Stress busters and anti-depressants come in many forms. One of my friends goes to Abbey Road whenever she feels down and perks up after spending sometime there people-watching, all her troubles forgotten at the sight of Beatle-loving tourists marching down the road.

Me, I prefer to scroll down the comments section of cooking videos on Youtube, a particular favourite being the Victorian cooking series presented by English Heritage.

One of the many things I admire about the English is their strong sense of patriotism and absolute love and respect for their country’s heritage. The Victorian way recipes are presented in the old-fashioned kitchen of a large country house that might have served as the setting of a Jane Austen novel.

The family who live in the house, Lord and Lady Braybrooke, are never seen on the screen. The star of the show is Mrs Crocombe, the very English no-nonsense cook who speaks to the audience in a tone that makes her sound like aristocracy condescending to speak to humble serfs.

Viewers from all over the world lap it up, and ask for more. They enjoy the airs and graces of Mrs Crocombe, celebrate her old-fashioned accent (‘Now we add the vanillar into the bowl’) and compete among themselves on being the lowest peasant who are not above cooking pudding (the shock and the horror of it!) in a turbot kettle.

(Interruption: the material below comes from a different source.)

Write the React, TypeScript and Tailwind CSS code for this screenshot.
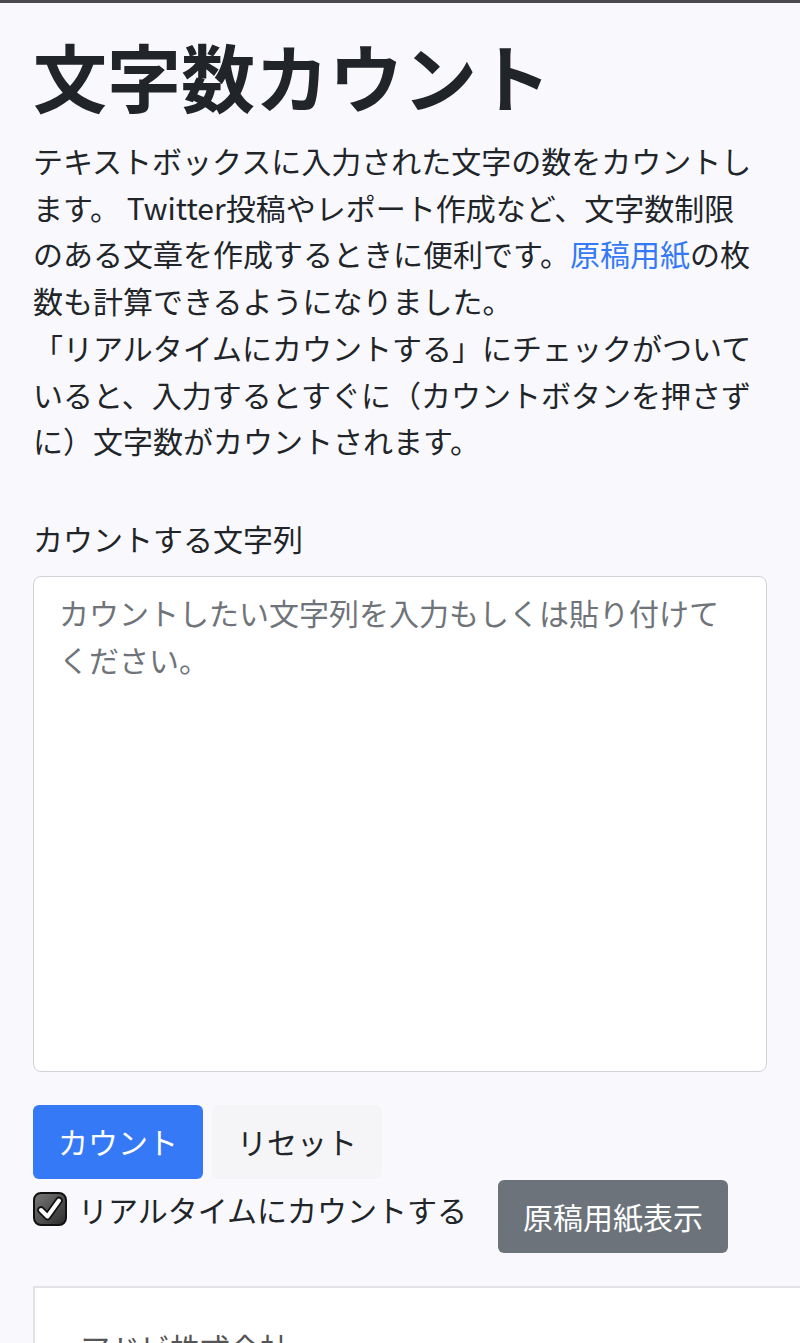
import { useState } from "react";

function CheckIcon() {
  return (
    <svg width="34" height="34" viewBox="0 0 34 34" aria-hidden>
      <defs>
        <linearGradient id="cbg" x1="0" y1="0" x2="1" y2="1">
          <stop offset="0" stopColor="#7a7a7a" />
          <stop offset="1" stopColor="#2b2b2b" />
        </linearGradient>
      </defs>
      <rect x="1" y="1" width="32" height="32" rx="7" fill="url(#cbg)" stroke="#111" strokeWidth="2" />
      <path d="M8 18 L14.5 24.5 L26 8.5" fill="none" stroke="#111" strokeWidth="7.5" strokeLinecap="round" strokeLinejoin="round" />
      <path d="M8 18 L14.5 24.5 L26 8.5" fill="none" stroke="#fff" strokeWidth="4" strokeLinecap="round" strokeLinejoin="round" />
    </svg>
  );
}

export default function App() {
  const [text, setText] = useState("");

  return (
    <div className="min-h-screen overflow-hidden border-t-[3px] border-[#4a4a4f] bg-[#f9f9fd] font-['Noto_Sans_CJK_JP','Noto_Sans',sans-serif] text-[#212529]">
      <div className="px-[33px] pt-[27px]">
        <h1 className="text-[74px] font-bold leading-[89px]">文字数カウント</h1>

        <p className="mt-[18px] text-[30px] leading-[46.7px]">
          テキストボックスに入力された文字の数をカウントし<br />
          ます。 Twitter投稿やレポート作成など、文字数制限<br />
          のある文章を作成するときに便利です。<a href="#" className="text-[#3579f6]">原稿用紙</a>の枚<br />
          数も計算できるようになりました。<br />
          「リアルタイムにカウントする」にチェックがついて<br />
          いると、入力するとすぐに（カウントボタンを押さず<br />
          に）文字数がカウントされます。
        </p>

        <label htmlFor="count-text" className="mt-[51px] block text-[30px] leading-[46px]">
          カウントする文字列
        </label>
        <textarea
          id="count-text"
          value={text}
          onChange={(e) => setText(e.target.value)}
          placeholder="カウントしたい文字列を入力もしくは貼り付けてください。"
          className="mt-[15px] block h-[496px] w-full resize-none rounded-[8px] border border-[#cfd3d8] bg-white px-[25px] py-[12px] text-[30px] leading-[47px] outline-none placeholder:text-[#6f747a]"
        />

        <div className="mt-[33px] flex gap-[9px]">
          <button className="h-[74px] rounded-[6px] bg-[#3579f6] px-[25px] text-[30px] text-white">
            カウント
          </button>
          <button onClick={() => setText("")} className="h-[74px] rounded-[6px] bg-[#f5f5f8] px-[25px] text-[30px] text-[#212529]">
            リセット
          </button>
        </div>

        <div className="mt-[1px] flex items-start">
          <label className="mt-[6px] flex items-center gap-[11px] text-[30px] leading-[46px]">
            <CheckIcon />
            リアルタイムにカウントする
          </label>
          <button className="ml-[31px] h-[73px] rounded-[6px] bg-[#6c737b] px-[25px] text-[30px] text-white">
            原稿用紙表示
          </button>
        </div>

        <div className="mt-[33px] mr-[-40px] h-[200px] border-l-2 border-t-2 border-[#e3e3e7] bg-white pl-[45px] pt-[36px] text-[30px] leading-[46px] text-[#555]">
          アドビ株式会社
        </div>
      </div>
    </div>
  );
}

While all this makes for delightful entertainment, it is interesting to consider the psychological dynamics of why this specific persona appeals to so many people. Mrs Crocombe evokes a period of English literature which so many generations of people grew up reading. To me, the settings, the characters, the mode of speech and the dishes being prepared are reminiscent of countless hours spent reading Victorian writers in school libraries and dreaming of ye olde England, so many comfort-reads among those old beloved books.

Tis no wonder that Mrs Crocombe’s affected mannerisms and patronising tone (‘I would have made this pudding look much more delicate had it been for Lord Braybrooke. For the servants, it’s just fine’) evoke affectionate responses from much of the viewers who too perhaps see her as a character from a beloved Victorian novel.